RECORDED INFORMATION –
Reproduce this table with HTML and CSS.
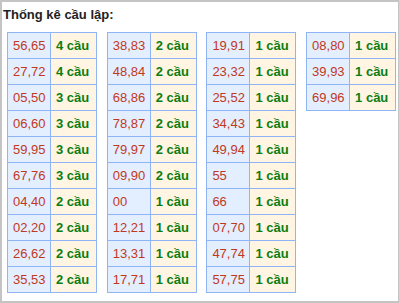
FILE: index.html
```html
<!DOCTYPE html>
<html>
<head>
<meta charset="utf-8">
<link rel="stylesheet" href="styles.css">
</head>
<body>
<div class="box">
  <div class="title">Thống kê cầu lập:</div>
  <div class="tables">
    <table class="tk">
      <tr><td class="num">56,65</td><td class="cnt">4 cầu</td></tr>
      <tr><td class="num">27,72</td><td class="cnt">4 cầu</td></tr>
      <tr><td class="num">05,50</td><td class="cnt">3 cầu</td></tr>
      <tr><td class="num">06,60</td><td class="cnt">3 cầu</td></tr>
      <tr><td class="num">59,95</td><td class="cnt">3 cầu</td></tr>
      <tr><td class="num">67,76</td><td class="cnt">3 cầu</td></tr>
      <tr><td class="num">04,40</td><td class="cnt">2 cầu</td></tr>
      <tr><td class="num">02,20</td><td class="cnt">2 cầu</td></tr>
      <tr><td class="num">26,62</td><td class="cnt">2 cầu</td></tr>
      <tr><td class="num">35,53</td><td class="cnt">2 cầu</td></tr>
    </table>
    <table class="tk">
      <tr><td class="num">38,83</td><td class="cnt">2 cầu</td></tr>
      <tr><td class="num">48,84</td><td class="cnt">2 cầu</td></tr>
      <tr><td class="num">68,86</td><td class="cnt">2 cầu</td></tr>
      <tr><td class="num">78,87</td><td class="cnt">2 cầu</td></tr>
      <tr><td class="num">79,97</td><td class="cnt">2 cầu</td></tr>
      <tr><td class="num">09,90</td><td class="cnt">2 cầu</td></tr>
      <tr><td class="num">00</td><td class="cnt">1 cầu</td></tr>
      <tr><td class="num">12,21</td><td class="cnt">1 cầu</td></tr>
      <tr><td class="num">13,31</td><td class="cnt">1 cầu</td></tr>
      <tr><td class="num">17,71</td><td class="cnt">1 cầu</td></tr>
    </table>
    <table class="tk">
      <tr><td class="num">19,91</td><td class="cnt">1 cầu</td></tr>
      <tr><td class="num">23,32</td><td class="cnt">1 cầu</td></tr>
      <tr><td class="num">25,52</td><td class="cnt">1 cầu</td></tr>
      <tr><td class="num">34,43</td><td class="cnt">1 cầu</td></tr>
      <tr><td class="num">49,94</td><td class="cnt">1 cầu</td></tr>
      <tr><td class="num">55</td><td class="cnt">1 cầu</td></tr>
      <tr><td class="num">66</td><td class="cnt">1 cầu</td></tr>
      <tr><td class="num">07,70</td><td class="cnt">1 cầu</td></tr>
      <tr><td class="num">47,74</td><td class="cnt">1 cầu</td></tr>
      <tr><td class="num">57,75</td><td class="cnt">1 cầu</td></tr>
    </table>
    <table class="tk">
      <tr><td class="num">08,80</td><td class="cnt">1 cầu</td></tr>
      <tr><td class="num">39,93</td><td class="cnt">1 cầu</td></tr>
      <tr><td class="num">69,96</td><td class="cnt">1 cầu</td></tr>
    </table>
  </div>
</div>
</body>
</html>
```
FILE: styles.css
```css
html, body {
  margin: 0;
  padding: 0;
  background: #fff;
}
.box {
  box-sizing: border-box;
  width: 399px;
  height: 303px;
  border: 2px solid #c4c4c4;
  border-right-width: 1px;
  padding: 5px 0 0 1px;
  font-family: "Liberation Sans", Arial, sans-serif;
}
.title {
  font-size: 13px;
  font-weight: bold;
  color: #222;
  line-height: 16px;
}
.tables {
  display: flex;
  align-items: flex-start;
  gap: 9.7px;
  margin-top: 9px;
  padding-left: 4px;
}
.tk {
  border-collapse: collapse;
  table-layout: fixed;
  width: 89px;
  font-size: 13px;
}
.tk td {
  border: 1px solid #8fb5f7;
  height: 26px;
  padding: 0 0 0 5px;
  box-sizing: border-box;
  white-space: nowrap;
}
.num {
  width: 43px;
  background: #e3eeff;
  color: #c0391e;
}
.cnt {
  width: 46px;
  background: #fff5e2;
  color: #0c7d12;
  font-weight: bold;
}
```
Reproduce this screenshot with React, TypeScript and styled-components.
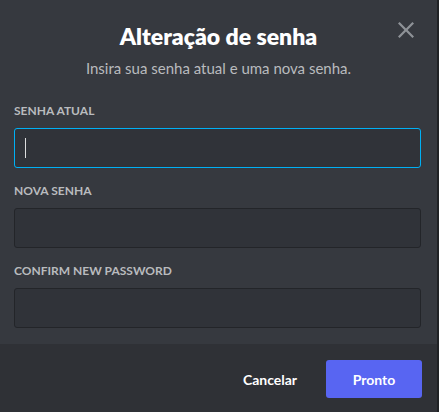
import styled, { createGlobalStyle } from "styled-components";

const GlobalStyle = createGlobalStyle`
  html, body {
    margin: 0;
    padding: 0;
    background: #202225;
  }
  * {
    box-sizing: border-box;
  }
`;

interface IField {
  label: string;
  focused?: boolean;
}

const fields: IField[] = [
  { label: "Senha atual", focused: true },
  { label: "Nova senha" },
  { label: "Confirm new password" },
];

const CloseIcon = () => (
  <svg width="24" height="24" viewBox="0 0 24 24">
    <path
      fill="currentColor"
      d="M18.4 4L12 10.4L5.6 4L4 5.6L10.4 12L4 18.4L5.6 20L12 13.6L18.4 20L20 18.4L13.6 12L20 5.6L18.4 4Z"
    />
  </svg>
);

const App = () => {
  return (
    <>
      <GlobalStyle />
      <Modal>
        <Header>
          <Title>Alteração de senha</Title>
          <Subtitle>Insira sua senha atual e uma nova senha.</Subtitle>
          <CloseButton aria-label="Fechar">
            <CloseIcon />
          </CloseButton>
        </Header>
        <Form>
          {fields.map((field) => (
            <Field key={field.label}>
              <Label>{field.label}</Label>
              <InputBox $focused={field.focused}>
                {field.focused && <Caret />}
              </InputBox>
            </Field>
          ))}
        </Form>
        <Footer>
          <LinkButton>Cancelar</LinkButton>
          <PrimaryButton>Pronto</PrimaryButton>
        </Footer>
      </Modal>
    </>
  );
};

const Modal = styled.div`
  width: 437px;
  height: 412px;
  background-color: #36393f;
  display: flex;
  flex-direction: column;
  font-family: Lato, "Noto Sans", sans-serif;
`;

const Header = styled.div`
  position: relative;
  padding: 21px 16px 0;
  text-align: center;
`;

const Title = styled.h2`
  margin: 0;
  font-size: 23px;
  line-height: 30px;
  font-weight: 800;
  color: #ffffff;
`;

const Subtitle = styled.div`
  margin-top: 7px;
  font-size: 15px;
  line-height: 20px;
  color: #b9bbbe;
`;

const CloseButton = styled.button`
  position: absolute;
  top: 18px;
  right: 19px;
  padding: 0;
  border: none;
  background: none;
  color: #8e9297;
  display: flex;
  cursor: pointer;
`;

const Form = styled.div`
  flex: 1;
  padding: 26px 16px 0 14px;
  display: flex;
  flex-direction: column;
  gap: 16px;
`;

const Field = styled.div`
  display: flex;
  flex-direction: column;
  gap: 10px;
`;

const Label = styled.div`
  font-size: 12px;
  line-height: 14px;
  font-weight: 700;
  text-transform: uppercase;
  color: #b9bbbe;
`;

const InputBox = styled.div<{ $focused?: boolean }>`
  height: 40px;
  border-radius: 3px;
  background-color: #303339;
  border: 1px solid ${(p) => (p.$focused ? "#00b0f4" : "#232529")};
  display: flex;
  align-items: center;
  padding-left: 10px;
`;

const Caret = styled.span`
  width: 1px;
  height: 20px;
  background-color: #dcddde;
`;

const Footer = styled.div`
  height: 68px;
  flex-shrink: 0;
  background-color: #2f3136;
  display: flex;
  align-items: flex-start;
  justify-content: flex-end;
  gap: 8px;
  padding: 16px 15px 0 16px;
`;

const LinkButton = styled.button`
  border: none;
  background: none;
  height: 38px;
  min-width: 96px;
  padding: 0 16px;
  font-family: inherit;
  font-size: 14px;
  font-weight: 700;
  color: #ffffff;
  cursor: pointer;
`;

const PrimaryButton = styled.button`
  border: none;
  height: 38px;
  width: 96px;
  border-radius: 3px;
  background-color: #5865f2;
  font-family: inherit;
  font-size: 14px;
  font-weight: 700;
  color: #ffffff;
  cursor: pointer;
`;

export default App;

---

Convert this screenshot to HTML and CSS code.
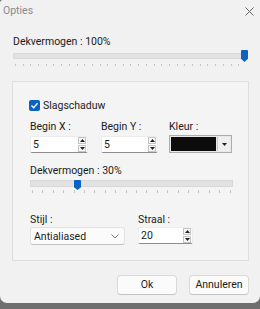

TO DO – Check each line above for the word "with" and copy the ones that have it.

RESPONSE –
Reproduce this table with HTML and CSS.
Reproduce this screenshot with React, TypeScript and styled-components.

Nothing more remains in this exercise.